Eben Wortham

Profile
- Position: Fullback

Personal information
- Born: July 22, 1897 Greenville, Mississippi, U.S.
- Died: August 1, 1982 (aged 85) Nashville, Tennessee, U.S.
- Height: 5 ft 7 in (1.70 m)
- Weight: 156 lb (71 kg)

Career information
- College: Sewanee (1916–1918)

Awards and highlights
- All-Southern (1917);

= Eben Wortham =

American football player and educator (1897–1982)

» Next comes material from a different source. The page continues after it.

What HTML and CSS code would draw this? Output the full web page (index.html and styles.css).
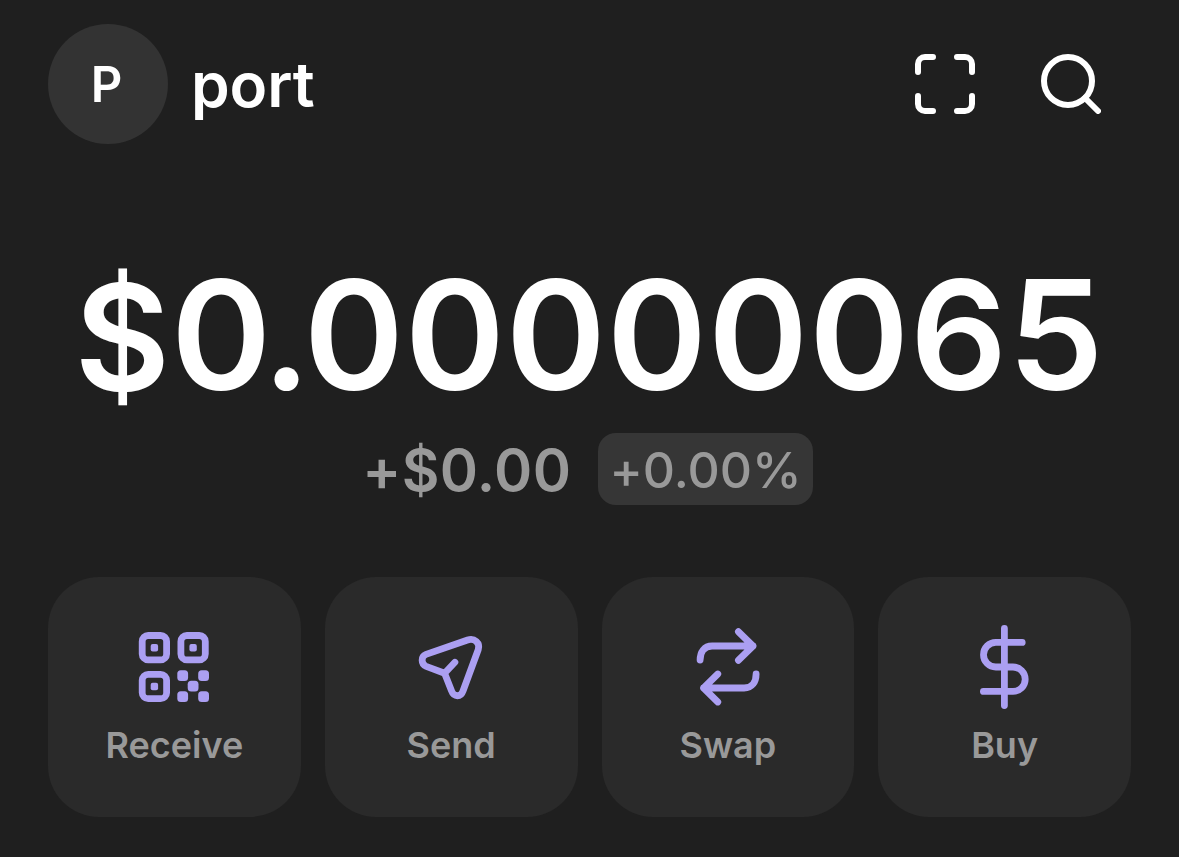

Eben Alexander "Pep" Wortham (July 22, 1897 – August 1, 1982) was a college football player and educator.

==Sewanee==

===Playing career===
Wortham was a prominent fullback for the Sewanee Tigers of the University of the South.

====1916====
In 1916, Dick Jemison picked Bill Folger out of North Carolina as a halfback for his All-Southern team. Jemison said had he constrained his selections to the Southern Intercollegiate Athletic Association, Wortham would have taken his spot.

====1917====
In 1917, the year of Georgia Tech's great backfield, he made the All-Southern teams of Dick Jemison, sporting editor for the Atlanta Constitution, Fred Digby, sporting editor for the New Orleans Item, and Zipp Newman, assistant sporting editor for the Birmingham News. He drop-kicked a 40-yard field goal in the game against LSU to win 3 to 0. Also he drop-kicked a 27-yard field goal in a 3 to 3 tie at Alabama.

===Teaching career===
After football, he signed on to the university's faculty to teach mathematics, history, tactics, and boxing.